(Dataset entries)
────────────────────────────────────────

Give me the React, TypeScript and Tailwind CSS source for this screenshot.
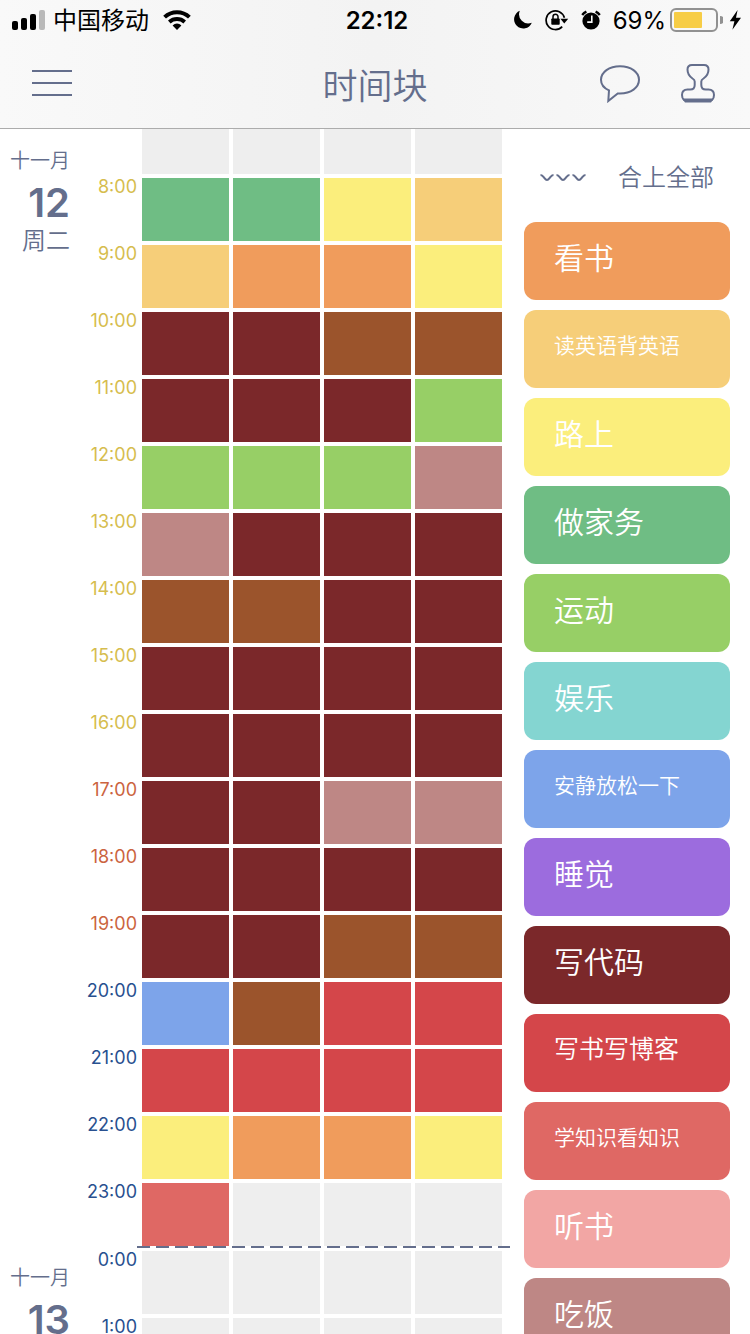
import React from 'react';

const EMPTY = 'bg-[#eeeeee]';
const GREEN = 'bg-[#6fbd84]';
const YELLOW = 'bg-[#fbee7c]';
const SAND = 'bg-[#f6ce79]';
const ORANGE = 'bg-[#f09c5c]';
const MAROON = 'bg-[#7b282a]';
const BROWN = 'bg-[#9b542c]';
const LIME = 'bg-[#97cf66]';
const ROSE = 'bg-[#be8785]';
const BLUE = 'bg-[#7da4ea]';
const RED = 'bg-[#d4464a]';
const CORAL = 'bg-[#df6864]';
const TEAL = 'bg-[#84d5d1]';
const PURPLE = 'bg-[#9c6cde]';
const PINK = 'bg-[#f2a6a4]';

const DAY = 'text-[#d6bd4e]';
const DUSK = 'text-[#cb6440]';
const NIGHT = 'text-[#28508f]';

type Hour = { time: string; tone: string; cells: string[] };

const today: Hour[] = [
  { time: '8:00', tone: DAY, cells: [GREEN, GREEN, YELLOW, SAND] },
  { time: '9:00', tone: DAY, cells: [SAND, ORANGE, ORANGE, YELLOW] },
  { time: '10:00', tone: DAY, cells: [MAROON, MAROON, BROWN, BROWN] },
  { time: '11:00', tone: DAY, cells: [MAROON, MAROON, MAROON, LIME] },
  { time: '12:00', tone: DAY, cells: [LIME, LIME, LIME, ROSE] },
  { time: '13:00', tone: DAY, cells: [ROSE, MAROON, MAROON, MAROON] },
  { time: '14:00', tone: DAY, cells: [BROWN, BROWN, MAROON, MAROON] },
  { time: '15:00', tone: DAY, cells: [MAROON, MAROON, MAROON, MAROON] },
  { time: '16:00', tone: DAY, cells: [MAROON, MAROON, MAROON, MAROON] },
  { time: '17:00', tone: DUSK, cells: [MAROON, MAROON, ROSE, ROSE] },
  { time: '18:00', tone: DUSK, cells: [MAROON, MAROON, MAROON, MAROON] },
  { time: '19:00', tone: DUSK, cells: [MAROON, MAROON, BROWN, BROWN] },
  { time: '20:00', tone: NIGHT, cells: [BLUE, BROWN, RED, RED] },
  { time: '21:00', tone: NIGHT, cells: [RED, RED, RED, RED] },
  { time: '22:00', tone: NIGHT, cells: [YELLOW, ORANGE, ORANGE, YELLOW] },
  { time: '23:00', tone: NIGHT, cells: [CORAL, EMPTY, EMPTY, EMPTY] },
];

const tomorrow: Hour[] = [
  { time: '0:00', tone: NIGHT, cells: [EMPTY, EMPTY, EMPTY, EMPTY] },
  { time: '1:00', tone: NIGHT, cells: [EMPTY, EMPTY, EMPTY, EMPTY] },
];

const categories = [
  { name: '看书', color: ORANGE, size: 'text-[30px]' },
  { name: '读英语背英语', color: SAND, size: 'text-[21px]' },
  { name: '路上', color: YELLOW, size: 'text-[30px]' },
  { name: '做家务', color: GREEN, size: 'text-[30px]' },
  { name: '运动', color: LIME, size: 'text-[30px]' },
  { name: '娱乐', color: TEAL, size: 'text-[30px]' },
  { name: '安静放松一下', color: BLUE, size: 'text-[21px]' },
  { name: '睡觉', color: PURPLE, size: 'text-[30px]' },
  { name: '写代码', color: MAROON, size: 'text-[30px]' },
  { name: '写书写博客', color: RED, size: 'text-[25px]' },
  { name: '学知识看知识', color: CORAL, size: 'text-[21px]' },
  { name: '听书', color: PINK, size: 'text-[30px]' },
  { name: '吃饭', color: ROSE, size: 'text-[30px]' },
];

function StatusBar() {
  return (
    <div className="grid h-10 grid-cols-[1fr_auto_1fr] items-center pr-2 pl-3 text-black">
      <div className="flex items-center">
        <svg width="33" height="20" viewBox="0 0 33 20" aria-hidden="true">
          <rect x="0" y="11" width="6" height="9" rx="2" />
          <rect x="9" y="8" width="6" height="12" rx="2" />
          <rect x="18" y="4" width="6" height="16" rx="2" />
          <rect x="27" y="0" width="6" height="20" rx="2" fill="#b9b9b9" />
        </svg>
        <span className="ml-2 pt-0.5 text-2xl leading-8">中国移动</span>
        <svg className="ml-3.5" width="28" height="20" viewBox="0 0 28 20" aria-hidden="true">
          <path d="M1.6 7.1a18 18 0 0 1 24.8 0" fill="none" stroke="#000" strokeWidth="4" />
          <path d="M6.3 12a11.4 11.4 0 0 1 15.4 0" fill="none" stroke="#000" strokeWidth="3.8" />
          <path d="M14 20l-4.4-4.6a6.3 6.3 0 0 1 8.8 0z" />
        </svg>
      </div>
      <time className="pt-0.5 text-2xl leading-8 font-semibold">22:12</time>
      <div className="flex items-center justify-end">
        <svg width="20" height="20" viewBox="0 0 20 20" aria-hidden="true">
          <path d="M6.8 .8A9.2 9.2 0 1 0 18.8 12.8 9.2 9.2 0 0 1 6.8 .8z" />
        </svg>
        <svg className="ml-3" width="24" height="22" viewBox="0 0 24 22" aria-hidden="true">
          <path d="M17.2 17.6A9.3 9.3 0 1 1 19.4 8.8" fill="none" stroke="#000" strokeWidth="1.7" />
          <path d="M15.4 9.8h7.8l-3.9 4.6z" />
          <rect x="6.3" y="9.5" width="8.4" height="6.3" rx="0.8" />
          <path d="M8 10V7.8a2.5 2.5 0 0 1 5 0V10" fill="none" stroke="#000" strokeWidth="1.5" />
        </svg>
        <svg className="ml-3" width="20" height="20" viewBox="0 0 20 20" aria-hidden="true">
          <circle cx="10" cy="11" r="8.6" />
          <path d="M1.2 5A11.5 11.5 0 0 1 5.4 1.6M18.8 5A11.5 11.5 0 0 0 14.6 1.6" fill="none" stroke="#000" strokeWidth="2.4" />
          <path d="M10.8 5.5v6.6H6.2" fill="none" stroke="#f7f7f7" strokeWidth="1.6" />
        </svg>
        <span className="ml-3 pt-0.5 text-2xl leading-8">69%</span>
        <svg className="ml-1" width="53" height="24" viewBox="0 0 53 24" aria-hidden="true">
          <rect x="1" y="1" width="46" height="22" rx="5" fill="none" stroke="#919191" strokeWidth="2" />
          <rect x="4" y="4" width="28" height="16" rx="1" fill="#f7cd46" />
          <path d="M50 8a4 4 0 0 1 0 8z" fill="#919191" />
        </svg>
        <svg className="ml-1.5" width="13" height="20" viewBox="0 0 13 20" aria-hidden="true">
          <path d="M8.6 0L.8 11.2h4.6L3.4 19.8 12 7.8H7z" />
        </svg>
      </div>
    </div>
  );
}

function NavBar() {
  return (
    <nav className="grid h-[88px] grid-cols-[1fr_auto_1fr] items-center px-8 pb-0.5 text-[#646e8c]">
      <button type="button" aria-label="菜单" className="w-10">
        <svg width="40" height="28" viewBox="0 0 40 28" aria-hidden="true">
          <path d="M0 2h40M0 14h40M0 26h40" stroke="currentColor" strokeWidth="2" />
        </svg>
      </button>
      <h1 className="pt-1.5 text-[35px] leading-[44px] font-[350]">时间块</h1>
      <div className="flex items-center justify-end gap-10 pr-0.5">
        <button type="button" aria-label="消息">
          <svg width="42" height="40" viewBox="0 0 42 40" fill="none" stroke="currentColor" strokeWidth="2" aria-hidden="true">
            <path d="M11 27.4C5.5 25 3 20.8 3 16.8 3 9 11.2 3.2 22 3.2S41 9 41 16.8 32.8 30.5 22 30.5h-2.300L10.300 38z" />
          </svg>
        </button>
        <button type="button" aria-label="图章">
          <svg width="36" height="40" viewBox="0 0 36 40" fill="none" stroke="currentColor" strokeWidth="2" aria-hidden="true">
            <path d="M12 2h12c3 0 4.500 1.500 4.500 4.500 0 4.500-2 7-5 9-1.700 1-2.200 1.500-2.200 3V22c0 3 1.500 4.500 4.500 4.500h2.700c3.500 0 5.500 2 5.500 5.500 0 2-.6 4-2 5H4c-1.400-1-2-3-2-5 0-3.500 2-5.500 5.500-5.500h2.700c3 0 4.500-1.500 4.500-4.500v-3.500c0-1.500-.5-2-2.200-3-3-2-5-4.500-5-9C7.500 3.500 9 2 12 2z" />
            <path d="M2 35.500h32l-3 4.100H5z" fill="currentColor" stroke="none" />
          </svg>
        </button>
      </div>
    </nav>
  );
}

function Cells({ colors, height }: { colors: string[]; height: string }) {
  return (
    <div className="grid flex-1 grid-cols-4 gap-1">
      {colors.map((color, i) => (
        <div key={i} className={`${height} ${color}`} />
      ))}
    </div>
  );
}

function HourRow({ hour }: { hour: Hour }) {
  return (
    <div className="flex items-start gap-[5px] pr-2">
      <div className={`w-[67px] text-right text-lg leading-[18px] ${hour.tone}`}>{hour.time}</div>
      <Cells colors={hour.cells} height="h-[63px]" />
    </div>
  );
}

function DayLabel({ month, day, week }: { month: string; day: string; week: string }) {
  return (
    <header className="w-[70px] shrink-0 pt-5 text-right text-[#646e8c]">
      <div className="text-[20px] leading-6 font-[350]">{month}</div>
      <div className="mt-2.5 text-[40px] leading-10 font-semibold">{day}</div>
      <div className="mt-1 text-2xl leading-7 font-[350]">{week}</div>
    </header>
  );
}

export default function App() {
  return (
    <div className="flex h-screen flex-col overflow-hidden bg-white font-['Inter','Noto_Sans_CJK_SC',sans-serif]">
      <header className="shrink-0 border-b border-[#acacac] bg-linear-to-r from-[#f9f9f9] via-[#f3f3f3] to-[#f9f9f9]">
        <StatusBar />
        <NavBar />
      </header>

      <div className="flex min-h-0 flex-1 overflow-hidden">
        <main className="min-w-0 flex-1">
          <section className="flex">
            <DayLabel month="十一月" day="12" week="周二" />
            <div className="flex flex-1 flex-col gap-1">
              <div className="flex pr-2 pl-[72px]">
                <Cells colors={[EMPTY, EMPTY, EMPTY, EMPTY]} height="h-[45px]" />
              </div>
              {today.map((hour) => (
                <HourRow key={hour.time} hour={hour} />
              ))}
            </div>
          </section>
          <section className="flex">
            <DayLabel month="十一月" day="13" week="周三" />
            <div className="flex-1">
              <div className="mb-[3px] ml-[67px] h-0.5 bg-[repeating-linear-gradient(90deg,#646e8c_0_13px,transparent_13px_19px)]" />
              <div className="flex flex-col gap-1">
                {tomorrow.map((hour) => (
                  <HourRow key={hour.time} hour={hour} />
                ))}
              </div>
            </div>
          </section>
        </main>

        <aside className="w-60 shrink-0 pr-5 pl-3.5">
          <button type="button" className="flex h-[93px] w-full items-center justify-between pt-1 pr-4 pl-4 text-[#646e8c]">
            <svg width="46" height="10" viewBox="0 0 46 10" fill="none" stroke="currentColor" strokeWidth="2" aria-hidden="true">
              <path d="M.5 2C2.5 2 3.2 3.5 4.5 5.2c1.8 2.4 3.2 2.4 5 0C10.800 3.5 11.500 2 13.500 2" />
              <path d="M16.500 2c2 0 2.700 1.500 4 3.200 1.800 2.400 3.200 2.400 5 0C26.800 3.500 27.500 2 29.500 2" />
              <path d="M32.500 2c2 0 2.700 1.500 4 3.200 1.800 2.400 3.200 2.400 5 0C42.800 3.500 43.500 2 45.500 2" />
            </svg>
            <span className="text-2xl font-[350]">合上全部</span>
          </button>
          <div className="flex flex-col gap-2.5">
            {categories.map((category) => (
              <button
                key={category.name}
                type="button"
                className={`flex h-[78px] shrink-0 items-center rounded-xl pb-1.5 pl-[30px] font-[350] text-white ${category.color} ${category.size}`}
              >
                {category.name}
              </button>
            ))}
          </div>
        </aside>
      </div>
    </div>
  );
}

────────────────────────────────────────

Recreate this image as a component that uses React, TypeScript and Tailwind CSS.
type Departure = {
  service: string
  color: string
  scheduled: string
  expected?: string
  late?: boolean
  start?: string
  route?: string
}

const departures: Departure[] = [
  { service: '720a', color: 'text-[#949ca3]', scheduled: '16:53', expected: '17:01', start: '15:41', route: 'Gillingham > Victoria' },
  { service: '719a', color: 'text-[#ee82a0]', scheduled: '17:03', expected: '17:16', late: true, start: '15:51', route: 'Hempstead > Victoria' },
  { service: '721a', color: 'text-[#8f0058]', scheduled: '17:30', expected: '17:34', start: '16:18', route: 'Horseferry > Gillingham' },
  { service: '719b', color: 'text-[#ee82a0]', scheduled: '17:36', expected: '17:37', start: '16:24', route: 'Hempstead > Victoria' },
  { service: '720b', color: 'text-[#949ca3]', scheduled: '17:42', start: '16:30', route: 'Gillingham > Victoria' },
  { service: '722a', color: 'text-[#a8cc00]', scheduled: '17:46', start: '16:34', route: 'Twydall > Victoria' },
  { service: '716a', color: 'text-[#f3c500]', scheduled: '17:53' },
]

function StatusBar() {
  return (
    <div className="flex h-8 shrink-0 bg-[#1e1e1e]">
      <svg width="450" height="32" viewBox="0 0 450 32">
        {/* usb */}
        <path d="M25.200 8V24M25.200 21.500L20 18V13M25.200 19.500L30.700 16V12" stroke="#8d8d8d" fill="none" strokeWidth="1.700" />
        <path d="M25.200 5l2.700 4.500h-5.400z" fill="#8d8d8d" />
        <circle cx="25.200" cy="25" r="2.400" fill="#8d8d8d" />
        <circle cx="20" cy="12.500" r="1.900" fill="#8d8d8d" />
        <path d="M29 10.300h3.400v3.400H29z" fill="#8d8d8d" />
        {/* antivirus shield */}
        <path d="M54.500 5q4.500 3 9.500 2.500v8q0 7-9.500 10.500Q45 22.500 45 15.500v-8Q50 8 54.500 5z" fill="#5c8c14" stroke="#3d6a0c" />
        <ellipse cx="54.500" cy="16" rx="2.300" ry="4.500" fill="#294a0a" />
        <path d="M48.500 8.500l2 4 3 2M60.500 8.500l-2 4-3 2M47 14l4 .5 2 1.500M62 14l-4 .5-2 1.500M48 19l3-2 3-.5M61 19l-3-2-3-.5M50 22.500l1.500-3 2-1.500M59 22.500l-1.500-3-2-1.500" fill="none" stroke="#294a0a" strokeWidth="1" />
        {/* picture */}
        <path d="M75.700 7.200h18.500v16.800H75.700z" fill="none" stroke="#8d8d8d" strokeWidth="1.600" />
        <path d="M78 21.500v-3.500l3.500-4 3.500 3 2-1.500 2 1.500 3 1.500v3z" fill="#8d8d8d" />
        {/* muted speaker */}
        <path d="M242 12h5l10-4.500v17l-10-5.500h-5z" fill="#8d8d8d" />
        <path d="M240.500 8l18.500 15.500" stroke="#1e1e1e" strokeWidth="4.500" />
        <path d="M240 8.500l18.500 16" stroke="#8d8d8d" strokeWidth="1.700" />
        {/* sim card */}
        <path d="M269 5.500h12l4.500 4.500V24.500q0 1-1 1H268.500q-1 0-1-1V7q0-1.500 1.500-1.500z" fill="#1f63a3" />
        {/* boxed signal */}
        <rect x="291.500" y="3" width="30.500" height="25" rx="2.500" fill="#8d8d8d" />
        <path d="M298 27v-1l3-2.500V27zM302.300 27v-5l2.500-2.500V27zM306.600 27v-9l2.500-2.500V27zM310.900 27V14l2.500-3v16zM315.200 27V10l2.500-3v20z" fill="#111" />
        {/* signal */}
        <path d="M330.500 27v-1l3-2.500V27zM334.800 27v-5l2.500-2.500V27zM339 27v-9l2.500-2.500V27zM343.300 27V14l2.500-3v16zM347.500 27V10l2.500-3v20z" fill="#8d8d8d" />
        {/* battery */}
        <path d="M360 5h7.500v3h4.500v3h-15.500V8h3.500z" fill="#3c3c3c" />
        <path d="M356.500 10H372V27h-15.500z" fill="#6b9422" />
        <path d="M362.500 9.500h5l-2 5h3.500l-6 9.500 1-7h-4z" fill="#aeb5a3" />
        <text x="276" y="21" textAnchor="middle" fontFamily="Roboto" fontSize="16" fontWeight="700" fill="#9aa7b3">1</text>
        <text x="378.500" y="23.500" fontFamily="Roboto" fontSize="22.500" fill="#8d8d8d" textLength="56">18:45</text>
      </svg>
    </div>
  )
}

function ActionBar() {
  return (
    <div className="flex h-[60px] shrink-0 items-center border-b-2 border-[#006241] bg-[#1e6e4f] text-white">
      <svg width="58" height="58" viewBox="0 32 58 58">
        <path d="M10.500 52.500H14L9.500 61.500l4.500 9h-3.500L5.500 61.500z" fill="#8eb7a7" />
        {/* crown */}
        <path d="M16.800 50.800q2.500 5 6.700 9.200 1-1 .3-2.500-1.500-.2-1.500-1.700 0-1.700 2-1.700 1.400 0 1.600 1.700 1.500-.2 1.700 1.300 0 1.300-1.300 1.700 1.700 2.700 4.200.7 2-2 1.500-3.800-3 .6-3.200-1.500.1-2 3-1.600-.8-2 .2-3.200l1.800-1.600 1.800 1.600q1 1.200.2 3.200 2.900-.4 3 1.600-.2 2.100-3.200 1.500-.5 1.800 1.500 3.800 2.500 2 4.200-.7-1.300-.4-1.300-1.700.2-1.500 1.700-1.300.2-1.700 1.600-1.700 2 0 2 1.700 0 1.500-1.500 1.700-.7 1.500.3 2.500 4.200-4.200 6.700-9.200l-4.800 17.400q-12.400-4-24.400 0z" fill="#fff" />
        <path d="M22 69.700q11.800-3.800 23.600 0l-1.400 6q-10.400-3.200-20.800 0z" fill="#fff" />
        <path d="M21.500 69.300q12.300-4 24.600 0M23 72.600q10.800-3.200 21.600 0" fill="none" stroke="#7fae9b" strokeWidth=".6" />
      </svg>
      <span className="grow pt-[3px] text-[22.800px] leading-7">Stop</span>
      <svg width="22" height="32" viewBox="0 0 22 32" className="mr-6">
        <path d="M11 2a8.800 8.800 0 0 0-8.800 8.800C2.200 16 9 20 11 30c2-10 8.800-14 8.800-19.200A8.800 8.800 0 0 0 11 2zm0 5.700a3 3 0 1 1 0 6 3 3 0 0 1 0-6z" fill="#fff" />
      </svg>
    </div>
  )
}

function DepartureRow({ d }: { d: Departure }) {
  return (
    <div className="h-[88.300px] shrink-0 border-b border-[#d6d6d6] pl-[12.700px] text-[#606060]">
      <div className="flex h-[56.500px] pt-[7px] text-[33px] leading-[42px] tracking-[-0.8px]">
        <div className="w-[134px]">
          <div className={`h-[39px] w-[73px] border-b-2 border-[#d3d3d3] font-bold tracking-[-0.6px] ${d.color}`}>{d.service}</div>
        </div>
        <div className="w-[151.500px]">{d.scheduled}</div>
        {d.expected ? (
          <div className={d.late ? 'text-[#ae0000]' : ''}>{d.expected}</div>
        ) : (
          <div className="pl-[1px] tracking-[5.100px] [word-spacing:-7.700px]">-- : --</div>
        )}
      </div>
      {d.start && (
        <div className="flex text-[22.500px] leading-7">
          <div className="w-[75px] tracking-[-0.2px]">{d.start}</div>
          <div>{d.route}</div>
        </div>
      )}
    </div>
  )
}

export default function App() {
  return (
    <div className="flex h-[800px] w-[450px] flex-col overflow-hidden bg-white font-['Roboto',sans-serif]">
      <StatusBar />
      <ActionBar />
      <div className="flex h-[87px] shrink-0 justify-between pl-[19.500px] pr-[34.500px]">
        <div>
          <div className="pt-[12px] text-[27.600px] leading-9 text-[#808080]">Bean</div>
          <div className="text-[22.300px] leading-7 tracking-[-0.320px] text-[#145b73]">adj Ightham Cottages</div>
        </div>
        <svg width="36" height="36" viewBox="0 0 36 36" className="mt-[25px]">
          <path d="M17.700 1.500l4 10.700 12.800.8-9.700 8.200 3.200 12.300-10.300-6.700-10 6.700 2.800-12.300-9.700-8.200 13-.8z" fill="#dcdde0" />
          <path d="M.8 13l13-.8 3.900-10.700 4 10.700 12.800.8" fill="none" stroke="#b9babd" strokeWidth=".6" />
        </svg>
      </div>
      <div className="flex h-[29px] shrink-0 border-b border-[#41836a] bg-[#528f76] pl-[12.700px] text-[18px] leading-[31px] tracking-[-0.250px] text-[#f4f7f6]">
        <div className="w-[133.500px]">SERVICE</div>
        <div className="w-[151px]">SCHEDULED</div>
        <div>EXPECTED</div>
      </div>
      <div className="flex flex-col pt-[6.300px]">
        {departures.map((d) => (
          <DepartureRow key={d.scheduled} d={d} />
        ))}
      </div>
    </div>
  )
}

────────────────────────────────────────

Of the lines above, quote exactly those from the one with "Give me the" through the one with "import React from 'react';", ends included; pictures stay out.

▶ [SOLUTION TO THE PROBLEM]:
Give me the React, TypeScript and Tailwind CSS source for this screenshot.
import React from 'react';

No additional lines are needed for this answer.